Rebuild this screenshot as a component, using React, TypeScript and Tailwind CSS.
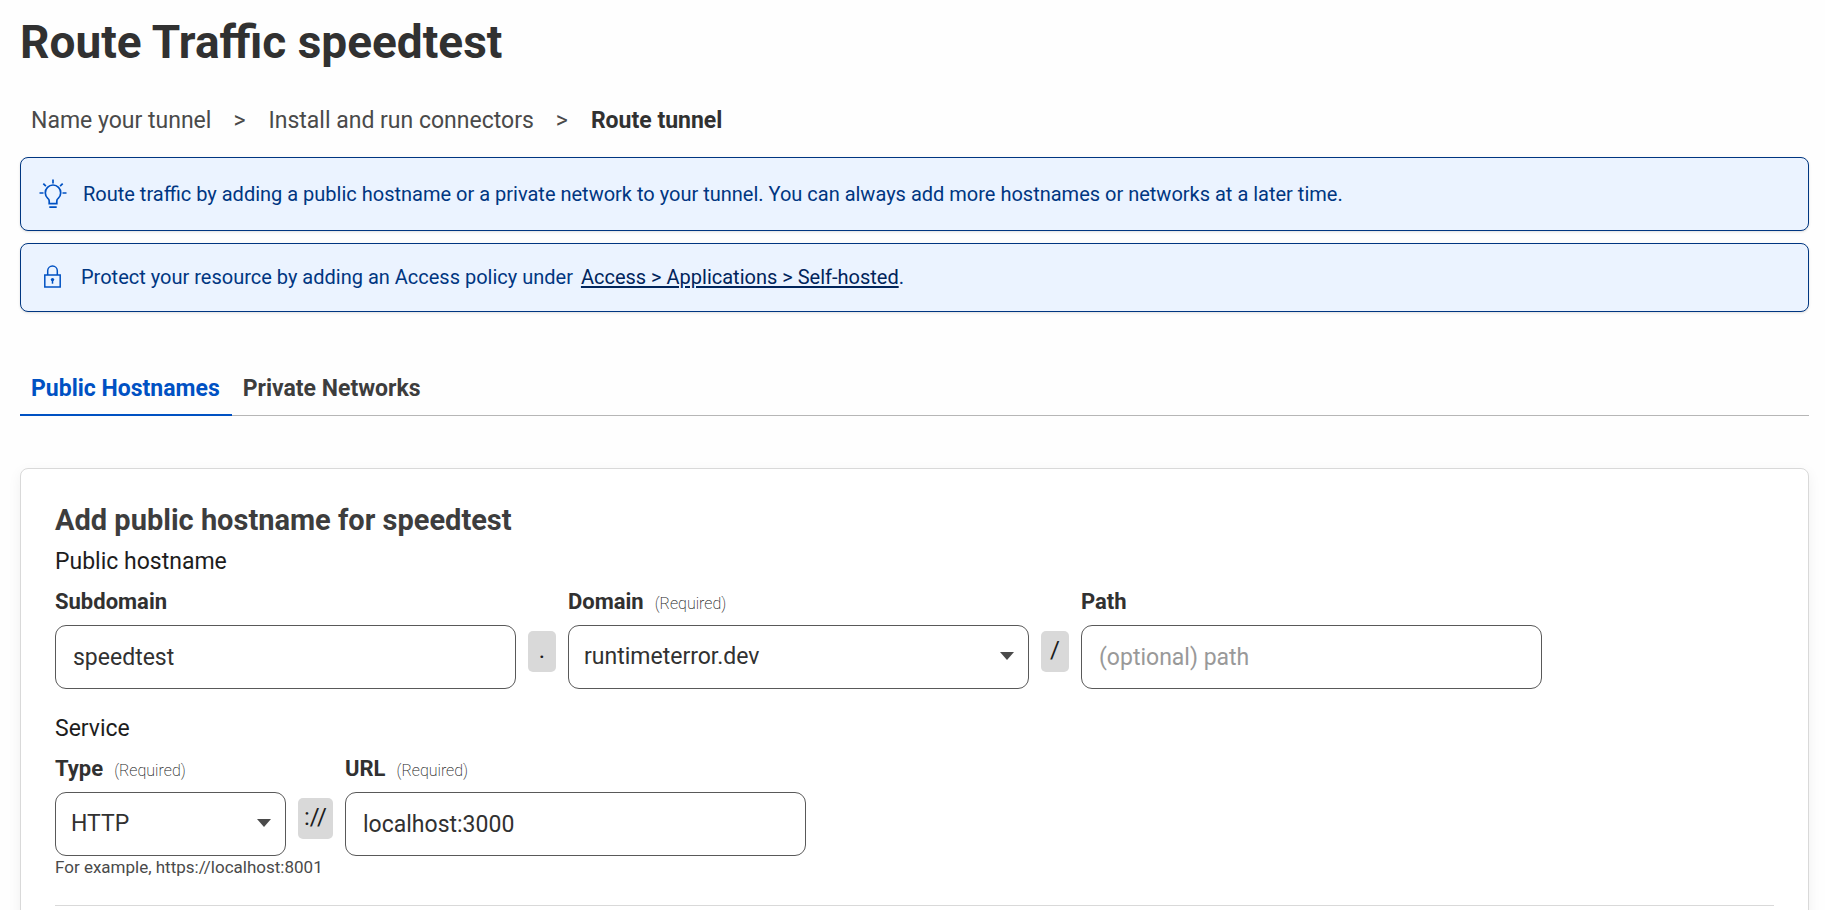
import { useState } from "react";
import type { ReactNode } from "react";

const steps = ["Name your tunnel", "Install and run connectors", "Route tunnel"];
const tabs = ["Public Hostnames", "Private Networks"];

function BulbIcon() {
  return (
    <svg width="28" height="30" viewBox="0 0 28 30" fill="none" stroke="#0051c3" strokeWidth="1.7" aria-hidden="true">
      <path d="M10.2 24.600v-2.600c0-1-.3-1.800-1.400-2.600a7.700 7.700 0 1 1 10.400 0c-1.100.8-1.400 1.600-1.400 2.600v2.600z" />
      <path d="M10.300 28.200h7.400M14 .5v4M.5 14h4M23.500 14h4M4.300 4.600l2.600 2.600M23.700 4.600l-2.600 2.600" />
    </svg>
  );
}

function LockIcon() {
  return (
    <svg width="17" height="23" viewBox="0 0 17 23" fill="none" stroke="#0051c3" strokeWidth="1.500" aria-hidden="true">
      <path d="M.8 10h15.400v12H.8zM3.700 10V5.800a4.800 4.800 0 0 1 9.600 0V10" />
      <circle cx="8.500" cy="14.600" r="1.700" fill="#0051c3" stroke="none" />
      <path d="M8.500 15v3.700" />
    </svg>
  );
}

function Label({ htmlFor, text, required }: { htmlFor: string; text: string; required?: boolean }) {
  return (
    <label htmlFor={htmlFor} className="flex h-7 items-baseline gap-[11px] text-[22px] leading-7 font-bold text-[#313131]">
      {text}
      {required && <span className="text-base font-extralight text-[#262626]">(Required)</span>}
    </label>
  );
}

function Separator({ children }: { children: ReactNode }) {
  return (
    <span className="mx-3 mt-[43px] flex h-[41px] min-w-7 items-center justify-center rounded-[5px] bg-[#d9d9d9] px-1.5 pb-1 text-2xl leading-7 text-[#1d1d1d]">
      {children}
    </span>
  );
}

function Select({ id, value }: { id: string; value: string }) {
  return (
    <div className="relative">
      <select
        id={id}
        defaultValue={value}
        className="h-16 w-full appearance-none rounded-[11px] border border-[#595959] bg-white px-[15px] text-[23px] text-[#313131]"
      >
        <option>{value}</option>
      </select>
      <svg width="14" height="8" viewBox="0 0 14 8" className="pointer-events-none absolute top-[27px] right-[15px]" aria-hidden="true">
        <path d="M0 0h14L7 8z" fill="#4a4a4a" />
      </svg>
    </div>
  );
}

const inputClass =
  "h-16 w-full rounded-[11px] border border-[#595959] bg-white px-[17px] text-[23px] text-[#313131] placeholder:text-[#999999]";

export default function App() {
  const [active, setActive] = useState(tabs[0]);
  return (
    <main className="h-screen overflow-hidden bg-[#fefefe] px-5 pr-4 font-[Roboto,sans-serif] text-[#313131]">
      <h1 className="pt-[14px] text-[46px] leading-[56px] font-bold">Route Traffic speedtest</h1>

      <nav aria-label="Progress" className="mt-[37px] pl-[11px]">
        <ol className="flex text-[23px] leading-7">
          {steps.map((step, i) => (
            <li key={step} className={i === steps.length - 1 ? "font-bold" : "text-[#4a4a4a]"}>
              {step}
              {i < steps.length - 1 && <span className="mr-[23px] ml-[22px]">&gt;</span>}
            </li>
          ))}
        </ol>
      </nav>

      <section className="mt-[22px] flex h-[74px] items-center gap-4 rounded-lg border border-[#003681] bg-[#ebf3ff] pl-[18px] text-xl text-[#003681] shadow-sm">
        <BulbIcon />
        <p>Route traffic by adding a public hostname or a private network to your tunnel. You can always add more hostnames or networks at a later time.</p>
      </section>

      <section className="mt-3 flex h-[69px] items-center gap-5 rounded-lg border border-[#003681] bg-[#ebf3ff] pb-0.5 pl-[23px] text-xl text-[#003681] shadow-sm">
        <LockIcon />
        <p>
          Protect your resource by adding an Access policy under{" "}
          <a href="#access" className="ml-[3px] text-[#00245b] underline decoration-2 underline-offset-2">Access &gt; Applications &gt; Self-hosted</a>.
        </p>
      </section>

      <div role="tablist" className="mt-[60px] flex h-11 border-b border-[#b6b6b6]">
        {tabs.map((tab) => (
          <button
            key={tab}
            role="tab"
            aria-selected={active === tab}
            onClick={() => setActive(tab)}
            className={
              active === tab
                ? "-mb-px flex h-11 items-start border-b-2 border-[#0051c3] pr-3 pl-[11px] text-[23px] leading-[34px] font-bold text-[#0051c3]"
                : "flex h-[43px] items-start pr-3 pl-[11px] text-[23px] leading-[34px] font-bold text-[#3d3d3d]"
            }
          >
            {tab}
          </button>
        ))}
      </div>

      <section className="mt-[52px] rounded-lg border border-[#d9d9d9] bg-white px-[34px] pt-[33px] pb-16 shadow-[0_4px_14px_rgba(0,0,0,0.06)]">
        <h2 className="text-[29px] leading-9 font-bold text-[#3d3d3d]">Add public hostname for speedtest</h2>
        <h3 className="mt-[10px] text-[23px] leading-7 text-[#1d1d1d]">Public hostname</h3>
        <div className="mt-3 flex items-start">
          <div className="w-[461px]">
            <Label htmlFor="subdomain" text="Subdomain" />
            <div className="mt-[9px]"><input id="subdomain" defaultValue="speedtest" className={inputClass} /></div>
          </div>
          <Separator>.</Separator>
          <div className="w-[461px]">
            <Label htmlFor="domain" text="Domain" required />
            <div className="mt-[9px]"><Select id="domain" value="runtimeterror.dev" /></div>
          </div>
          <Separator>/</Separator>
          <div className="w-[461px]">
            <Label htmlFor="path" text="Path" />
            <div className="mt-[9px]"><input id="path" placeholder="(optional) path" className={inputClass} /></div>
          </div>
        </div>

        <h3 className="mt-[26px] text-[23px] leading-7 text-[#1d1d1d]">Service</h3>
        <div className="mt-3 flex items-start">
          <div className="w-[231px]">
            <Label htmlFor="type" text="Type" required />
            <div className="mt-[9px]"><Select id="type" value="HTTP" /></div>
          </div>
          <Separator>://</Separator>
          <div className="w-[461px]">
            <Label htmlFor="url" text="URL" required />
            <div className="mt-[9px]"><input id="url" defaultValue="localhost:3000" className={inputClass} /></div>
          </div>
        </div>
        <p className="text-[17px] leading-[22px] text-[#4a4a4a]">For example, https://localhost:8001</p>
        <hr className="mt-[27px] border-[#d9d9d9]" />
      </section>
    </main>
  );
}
***
Description of the task:
Every line is to be duplicated exactly, though pictures stay out.

Answer:
Rebuild this screenshot as a component, using React, TypeScript and Tailwind CSS.
import { useState } from "react";
import type { ReactNode } from "react";

const steps = ["Name your tunnel", "Install and run connectors", "Route tunnel"];
const tabs = ["Public Hostnames", "Private Networks"];

function BulbIcon() {
  return (
    <svg width="28" height="30" viewBox="0 0 28 30" fill="none" stroke="#0051c3" strokeWidth="1.7" aria-hidden="true">
      <path d="M10.2 24.600v-2.600c0-1-.3-1.800-1.400-2.600a7.700 7.700 0 1 1 10.400 0c-1.100.8-1.400 1.600-1.400 2.600v2.600z" />
      <path d="M10.300 28.200h7.400M14 .5v4M.5 14h4M23.500 14h4M4.300 4.600l2.600 2.600M23.700 4.600l-2.600 2.600" />
    </svg>
  );
}

function LockIcon() {
  return (
    <svg width="17" height="23" viewBox="0 0 17 23" fill="none" stroke="#0051c3" strokeWidth="1.500" aria-hidden="true">
      <path d="M.8 10h15.400v12H.8zM3.700 10V5.800a4.800 4.800 0 0 1 9.600 0V10" />
      <circle cx="8.500" cy="14.600" r="1.700" fill="#0051c3" stroke="none" />
      <path d="M8.500 15v3.700" />
    </svg>
  );
}

function Label({ htmlFor, text, required }: { htmlFor: string; text: string; required?: boolean }) {
  return (
    <label htmlFor={htmlFor} className="flex h-7 items-baseline gap-[11px] text-[22px] leading-7 font-bold text-[#313131]">
      {text}
      {required && <span className="text-base font-extralight text-[#262626]">(Required)</span>}
    </label>
  );
}

function Separator({ children }: { children: ReactNode }) {
  return (
    <span className="mx-3 mt-[43px] flex h-[41px] min-w-7 items-center justify-center rounded-[5px] bg-[#d9d9d9] px-1.5 pb-1 text-2xl leading-7 text-[#1d1d1d]">
      {children}
    </span>
  );
}

function Select({ id, value }: { id: string; value: string }) {
  return (
    <div className="relative">
      <select
        id={id}
        defaultValue={value}
        className="h-16 w-full appearance-none rounded-[11px] border border-[#595959] bg-white px-[15px] text-[23px] text-[#313131]"
      >
        <option>{value}</option>
      </select>
      <svg width="14" height="8" viewBox="0 0 14 8" className="pointer-events-none absolute top-[27px] right-[15px]" aria-hidden="true">
        <path d="M0 0h14L7 8z" fill="#4a4a4a" />
      </svg>
    </div>
  );
}

const inputClass =
  "h-16 w-full rounded-[11px] border border-[#595959] bg-white px-[17px] text-[23px] text-[#313131] placeholder:text-[#999999]";

export default function App() {
  const [active, setActive] = useState(tabs[0]);
  return (
    <main className="h-screen overflow-hidden bg-[#fefefe] px-5 pr-4 font-[Roboto,sans-serif] text-[#313131]">
      <h1 className="pt-[14px] text-[46px] leading-[56px] font-bold">Route Traffic speedtest</h1>

      <nav aria-label="Progress" className="mt-[37px] pl-[11px]">
        <ol className="flex text-[23px] leading-7">
          {steps.map((step, i) => (
            <li key={step} className={i === steps.length - 1 ? "font-bold" : "text-[#4a4a4a]"}>
              {step}
              {i < steps.length - 1 && <span className="mr-[23px] ml-[22px]">&gt;</span>}
            </li>
          ))}
        </ol>
      </nav>

      <section className="mt-[22px] flex h-[74px] items-center gap-4 rounded-lg border border-[#003681] bg-[#ebf3ff] pl-[18px] text-xl text-[#003681] shadow-sm">
        <BulbIcon />
        <p>Route traffic by adding a public hostname or a private network to your tunnel. You can always add more hostnames or networks at a later time.</p>
      </section>

      <section className="mt-3 flex h-[69px] items-center gap-5 rounded-lg border border-[#003681] bg-[#ebf3ff] pb-0.5 pl-[23px] text-xl text-[#003681] shadow-sm">
        <LockIcon />
        <p>
          Protect your resource by adding an Access policy under{" "}
          <a href="#access" className="ml-[3px] text-[#00245b] underline decoration-2 underline-offset-2">Access &gt; Applications &gt; Self-hosted</a>.
        </p>
      </section>

      <div role="tablist" className="mt-[60px] flex h-11 border-b border-[#b6b6b6]">
        {tabs.map((tab) => (
          <button
            key={tab}
            role="tab"
            aria-selected={active === tab}
            onClick={() => setActive(tab)}
            className={
              active === tab
                ? "-mb-px flex h-11 items-start border-b-2 border-[#0051c3] pr-3 pl-[11px] text-[23px] leading-[34px] font-bold text-[#0051c3]"
                : "flex h-[43px] items-start pr-3 pl-[11px] text-[23px] leading-[34px] font-bold text-[#3d3d3d]"
            }
          >
            {tab}
          </button>
        ))}
      </div>

      <section className="mt-[52px] rounded-lg border border-[#d9d9d9] bg-white px-[34px] pt-[33px] pb-16 shadow-[0_4px_14px_rgba(0,0,0,0.06)]">
        <h2 className="text-[29px] leading-9 font-bold text-[#3d3d3d]">Add public hostname for speedtest</h2>
        <h3 className="mt-[10px] text-[23px] leading-7 text-[#1d1d1d]">Public hostname</h3>
        <div className="mt-3 flex items-start">
          <div className="w-[461px]">
            <Label htmlFor="subdomain" text="Subdomain" />
            <div className="mt-[9px]"><input id="subdomain" defaultValue="speedtest" className={inputClass} /></div>
          </div>
          <Separator>.</Separator>
          <div className="w-[461px]">
            <Label htmlFor="domain" text="Domain" required />
            <div className="mt-[9px]"><Select id="domain" value="runtimeterror.dev" /></div>
          </div>
          <Separator>/</Separator>
          <div className="w-[461px]">
            <Label htmlFor="path" text="Path" />
            <div className="mt-[9px]"><input id="path" placeholder="(optional) path" className={inputClass} /></div>
          </div>
        </div>

        <h3 className="mt-[26px] text-[23px] leading-7 text-[#1d1d1d]">Service</h3>
        <div className="mt-3 flex items-start">
          <div className="w-[231px]">
            <Label htmlFor="type" text="Type" required />
            <div className="mt-[9px]"><Select id="type" value="HTTP" /></div>
          </div>
          <Separator>://</Separator>
          <div className="w-[461px]">
            <Label htmlFor="url" text="URL" required />
            <div className="mt-[9px]"><input id="url" defaultValue="localhost:3000" className={inputClass} /></div>
          </div>
        </div>
        <p className="text-[17px] leading-[22px] text-[#4a4a4a]">For example, https://localhost:8001</p>
        <hr className="mt-[27px] border-[#d9d9d9]" />
      </section>
    </main>
  );
}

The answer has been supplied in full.